A quick search of this thread discloses that there is no mention of Ted Kacynski. So I thought I would put in a word for him.

The relevance here, I should think, is relatively obvious: invent a way of controlling “les autres” (OP’s: Sartre’s “other people” whose presence is what makes hell hell) while shrugging one’s shoulders and saying “it’s the way of nature, there’s no help for it. The machine age has encroached too far, so obviously I must start killing people.” This what the “Unabomber Manifesto” comes down to, a threat message Ted insisted on being published after the fact, as it were.

The link here is an age-old (at least in western cult) itch called “primitivism”: the belief that “nature” (whatever that is) is better without the presence of people than with it (cf. Sartre above: this is because “people” are “unnatural”).

What gets me is the sheer blithering cowardice of it all: environmentalists are people who haven’t got the guts to say all the above–even if they were conscious of it which of course they’re not because lack of consciousness of what you’re “really doing” is what makes “being a environmentalist” possible–so that they can go blithely on their way in all self-righteousness (you think Ted Kacynski thought killing people was “evil”??)–while in effect managing to control les autres through the mediation of an impersonal agency aka the federal government.

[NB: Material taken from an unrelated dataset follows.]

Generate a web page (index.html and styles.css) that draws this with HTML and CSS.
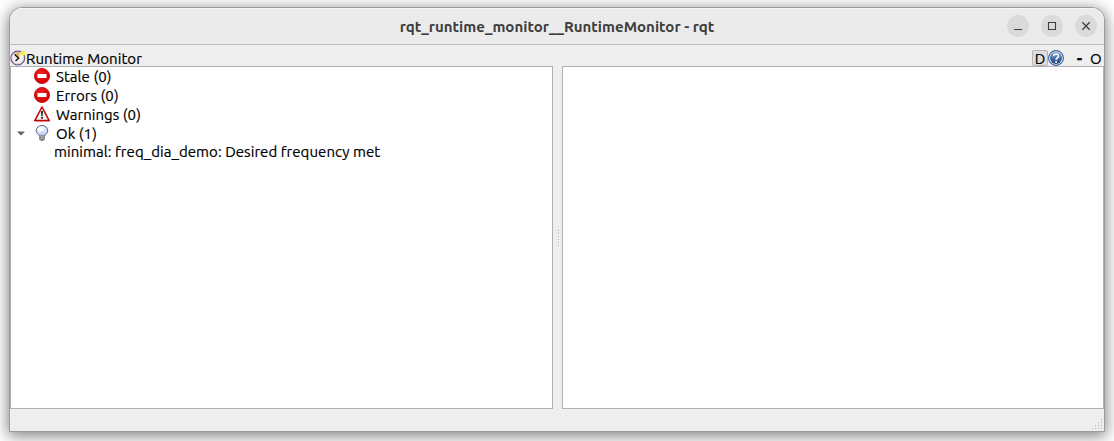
FILE: index.html
```html
<!DOCTYPE html>
<html lang="en">
<head>
<meta charset="utf-8">
<title>rqt_runtime_monitor__RuntimeMonitor - rqt</title>
<link rel="stylesheet" href="styles.css">
</head>
<body>
<svg class="defs" width="0" height="0">
  <defs>
    <radialGradient id="red" cx=".4" cy=".3" r=".8"><stop offset="0" stop-color="#ee2020"/><stop offset="1" stop-color="#cc0000"/></radialGradient>
    <linearGradient id="blue" x1="0" y1="0" x2="0" y2="1"><stop offset="0" stop-color="#7498c8"/><stop offset="1" stop-color="#1f4482"/></linearGradient>
    <radialGradient id="bulb" cx=".4" cy=".3" r=".75"><stop offset="0" stop-color="#fff"/><stop offset="1" stop-color="#b4cdf0"/></radialGradient>
    <g id="stop">
      <circle cx="8" cy="8" r="7.6" fill="url(#red)" stroke="#b80000" stroke-width=".8"/>
      <rect x="3.5" y="6" width="9" height="4" rx=".3" fill="#fff"/>
    </g>
  </defs>
</svg>
<main class="window">
  <header class="titlebar">
    <h1 class="title">rqt_runtime_monitor__RuntimeMonitor - rqt</h1>
    <div class="controls">
      <span class="control"><svg width="22" height="22"><path d="M7 14.5h8" stroke="#3d3d3d" fill="none"/></svg></span>
      <span class="control"><svg width="22" height="22"><path d="M7.5 7.5h7v7h-7z" stroke="#3d3d3d" fill="none" stroke-width="1.1"/></svg></span>
      <span class="control"><svg width="22" height="22"><path d="M7.3 7.3l7.4 7.4M14.7 7.3l-7.4 7.4" stroke="#3d3d3d" fill="none" stroke-width="1.3"/></svg></span>
    </div>
  </header>
  <div class="dockbar">
    <svg width="16" height="16" viewBox="0 0 16 16">
      <circle cx="7.8" cy="8" r="6.9" fill="#f4f2ee" stroke="#72508a" stroke-width="1.2"/>
      <circle cx="7.8" cy="8" r="5.9" fill="none" stroke="#c9bdd0" stroke-width=".7"/>
      <path d="M8 8L4.5 3.5A6 6 0 0 1 9.5 2.5L9.5 7z" fill="#d6b65c"/>
      <path d="M4.7 4.4L8.6 8.2L5.5 11" fill="none" stroke="#111" stroke-width="1.4"/>
      <path d="M13.3 0l.8 2 1.9-.4-1 1.9 1 1.7-2-.2-.8 1.8-.9-1.8-2 .2 1.2-1.7-1.1-1.8 2 .3z" fill="#f8ee35"/>
    </svg>
    <span class="dock-title">Runtime Monitor</span>
    <span class="dock-d">D</span>
    <svg class="help" width="16" height="16" viewBox="0 0 16 16">
      <circle cx="8" cy="8" r="7.4" fill="#f3f7fc" stroke="#3a5f98" stroke-width="1.1"/>
      <circle cx="8" cy="8" r="6" fill="url(#blue)"/>
      <path d="M5.6 6.3C5.6 3.3 10.6 3.4 10.5 6C10.5 7.8 8.1 7.7 8.1 9.8M8.1 11v1.7" fill="none" stroke="#fff" stroke-width="1.7"/>
    </svg>
    <span class="dock-min">-</span>
    <span class="dock-o">O</span>
  </div>
  <div class="splitter">
    <section class="pane tree">
      <div class="row"><svg width="16" height="16"><use href="#stop"/></svg><span>Stale (0)</span></div>
      <div class="row"><svg width="16" height="16"><use href="#stop"/></svg><span>Errors (0)</span></div>
      <div class="row">
        <svg width="16" height="16" viewBox="0 0 16 16">
          <path d="M8 1L15.2 14.6H.8z" fill="#f4f4f4" stroke="#c00a0a" stroke-width="1.6" stroke-linejoin="round"/>
          <path d="M7 5h2L8.6 10.2H7.4z" fill="#222"/><rect x="7.1" y="11" width="1.8" height="1.8" fill="#222"/>
        </svg><span>Warnings (0)</span>
      </div>
      <div class="row open">
        <svg class="arrow" width="8" height="5"><path d="M0 .5h8L4 4.5z" fill="#626262"/></svg>
        <svg width="16" height="16" viewBox="0 0 16 16">
          <path d="M5.6 11.2C5.4 9.6 2.2 8.8 2.2 5.8A5.8 5.4 0 0 1 13.8 5.8C13.8 8.8 10.6 9.6 10.4 11.2z" fill="url(#bulb)" stroke="#5c6b8e" stroke-width="1"/>
          <ellipse cx="6.6" cy="4.2" rx="2.8" ry="2.2" fill="#fff"/>
          <path d="M7 10.5V7.5l1-1 1 1v3" fill="none" stroke="#a9b8d2" stroke-width=".6"/>
          <rect x="5.8" y="11" width="4.4" height="3.6" fill="#e3e3d0" stroke="#666" stroke-width=".8"/>
          <path d="M5.6 12.8h4.8M6.6 15.3h2.8" stroke="#555" stroke-width=".9"/>
        </svg><span>Ok (1)</span>
      </div>
      <div class="row child"><span>minimal: freq_dia_demo: Desired frequency met</span></div>
    </section>
    <div class="handle"><i></i><i></i><i></i><i></i><i></i><i></i></div>
    <section class="pane"></section>
  </div>
  <footer class="statusbar">
    <svg width="12" height="12" fill="#b3b3b3"><path d="M9 0h1v1h-1zM9 3h1v1h-1zM9 6h1v1h-1zM9 9h1v1h-1zM6 3h1v1h-1zM6 6h1v1h-1zM6 9h1v1h-1zM3 6h1v1h-1zM3 9h1v1h-1zM0 9h1v1h-1z"/></svg>
  </footer>
</main>
</body>
</html>
```
FILE: styles.css
```css
* { box-sizing: border-box; }
body {
  margin: 0;
  height: 441px;
  overflow: hidden;
  padding: 7px 9px 9px;
  background: #fff;
  font: 15px/19px Ubuntu, "Noto Sans", sans-serif;
  letter-spacing: .058px;
  -webkit-text-stroke: .2px;
  color: #000;
}
svg { display: block; flex: none; }
.defs { position: absolute; }
.window {
  height: 425px;
  display: flex;
  flex-direction: column;
  border: 1px solid #9b9b9b;
  border-radius: 13px 13px 0 0;
  background: #eee;
  box-shadow: 0 3px 15px 1px rgba(0, 0, 0, .5);
  overflow: hidden;
}
.titlebar {
  height: 37px;
  flex: none;
  display: grid;
  grid-template-columns: 1fr auto 1fr;
  align-items: center;
  background: #ebebeb;
  border-bottom: 1px solid #bcbcbc;
  box-shadow: inset 0 1px #f7f7f7;
}
.title {
  grid-column: 2;
  margin: 0;
  font-size: 15px;
  font-weight: 700;
  letter-spacing: .03px;
  -webkit-text-stroke: 0;
  color: #3d3d3d;
  white-space: nowrap;
}
.controls { display: flex; justify-content: flex-end; gap: 12px; padding-right: 7px; }
.control { width: 22px; height: 22px; border-radius: 50%; background: #dadada; }
.dockbar { height: 21px; flex: none; display: flex; align-items: center; padding-top: 5px; }
.dock-title { margin-right: auto; }
.dock-d {
  width: 16px;
  height: 16px;
  line-height: 15px;
  text-align: center;
  border: 1px solid #b5b5b5;
  border-radius: 2px;
  background: #dedede;
}
.dock-min { margin-left: 13px; width: 6px; font-weight: 700; -webkit-text-stroke: .5px; }
.dock-o { margin-left: 7px; width: 14px; }
.splitter { height: 343px; display: flex; }
.pane { flex: 1; border: 1px solid #b0b0b0; background: #fff; }
.handle {
  width: 9px;
  display: flex;
  flex-direction: column;
  justify-content: center;
  align-items: center;
  gap: 2px;
  padding-left: 2px;
}
.handle i { width: 1px; height: 1px; background: #b0b0b0; box-shadow: 1px 1px #fff; }
.row {
  display: flex;
  align-items: center;
  height: 19px;
  gap: 6px;
  padding-left: 23px;
  white-space: nowrap;
}
.tree .row > svg:not(.arrow) { margin-top: -1px; }
.open { padding-left: 6px; }
.arrow { margin-right: 3px; }
.child { padding-left: 43px; height: 17px; }
.statusbar { flex: 1; display: flex; justify-content: flex-end; align-items: flex-end; }
```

What we need is a direct rhetoric–nothing like the above–by which in one sentence or slogan environmentalists can be flattened every time all the time in public, till they run away, which is not impossible to anticipate because “environmentalists are cowards who want to, etc. etc.”

I suggest some epigrammatically-honed version of the following: “Every time an environmenalist breathes she creates CO2. Environmentalists to be consistent must stop breathing.”